Foggy/Milky Appearance

  • Cause: Wet filament (90% of the time) or temperature too low
  • Fix: Dry filament, increase nozzle temperature by 10°C

Visible Layer Lines Killing Transparency

  • Cause: Layer height too tall or insufficient layer bonding
  • Fix: Reduce layer height to 0.1mm, increase temperature, slow down

Visible Infill Pattern Inside the Print

  • Cause: Using standard infill that shows through transparent walls
  • Fix: Use vase mode, 100% infill, or maximum wall count

Bubbles or Rough Texture on Surface

  • Cause: Moisture in filament
  • Fix: Dry filament at 65°C for 6 hours, print from dry box

Yellowish Tint

  • Cause: Temperature too high (filament degradation) or natural filament color
  • Fix: Lower temperature by 5–10°C. If the filament is naturally yellow, switch brands.

Good Clarity on Walls but Opaque Top Surface

  • Cause: Top layers don’t have enough coverage or ironing isn’t enabled
  • Fix: Increase top layer count to 6–8, enable ironing in slicer, use 100% top infill overlap

Clear PETG Project Ideas

Once you’ve dialed in your clear PETG settings, here are some popular projects:

  • Lithophanes: Photos printed as thin panels that reveal the image when backlit.
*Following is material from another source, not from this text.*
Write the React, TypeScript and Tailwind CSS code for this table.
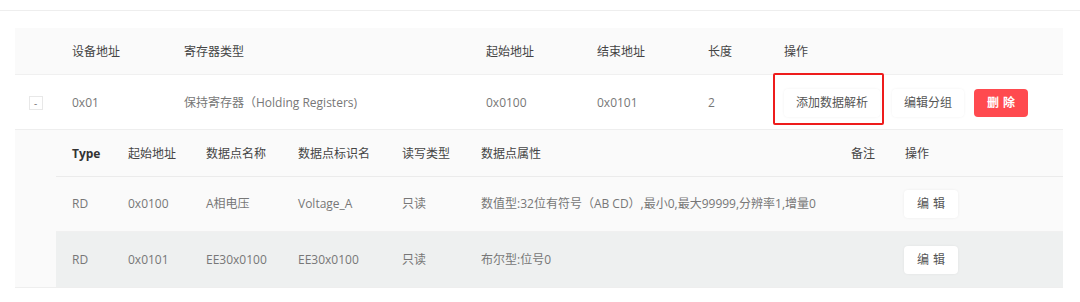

Clear PETG adds a unique look compared to standard white PLA lithophanes.
  • Lamp shades and light diffusers: Vase mode prints make excellent custom lampshades that create beautiful light patterns.
  • Window panels: For enclosures, electronics housings, or display cases where you need to see inside without opening.
  • Lenses and light guides: While not optically perfect, clear PETG can guide and diffuse light for LED projects and indicators.
  • Vases and decorative items: Clear PETG vases with LED bases create striking decorative pieces.

PETG vs. Other Clear Filaments

  • Clear PETG vs. Clear PLA: PLA can also be printed transparent, but it’s less durable and more brittle. PETG offers better clarity potential, chemical resistance, and isn’t as sensitive to temperature.
  • Clear PETG vs. Polycarbonate: PC offers the best optical clarity of any FDM material but requires much higher temperatures and an enclosure. If you can print PC, it wins on clarity.
  • Clear PETG vs. Resin: SLA/MSLA resin prints are optically superior for clarity, but limited in size and require post-processing. For large transparent objects, PETG on an FDM printer is the practical choice.

Final Thoughts

Printing truly clear PETG isn’t hard — it just requires understanding that clarity comes from complete layer fusion and absence of light-scattering defects. Dry filament, high temperature, slow speed, thin layers, and wide extrusion width are the five pillars of transparent PETG printing.

Start with vase mode to learn how your filament behaves, then apply the same principles to solid prints when you’re confident in the settings. Post-processing with clear coat or epoxy can take a good transparent print and make it genuinely impressive.

The results are worth the extra effort — there’s something deeply satisfying about holding a 3D printed object that you can see straight through.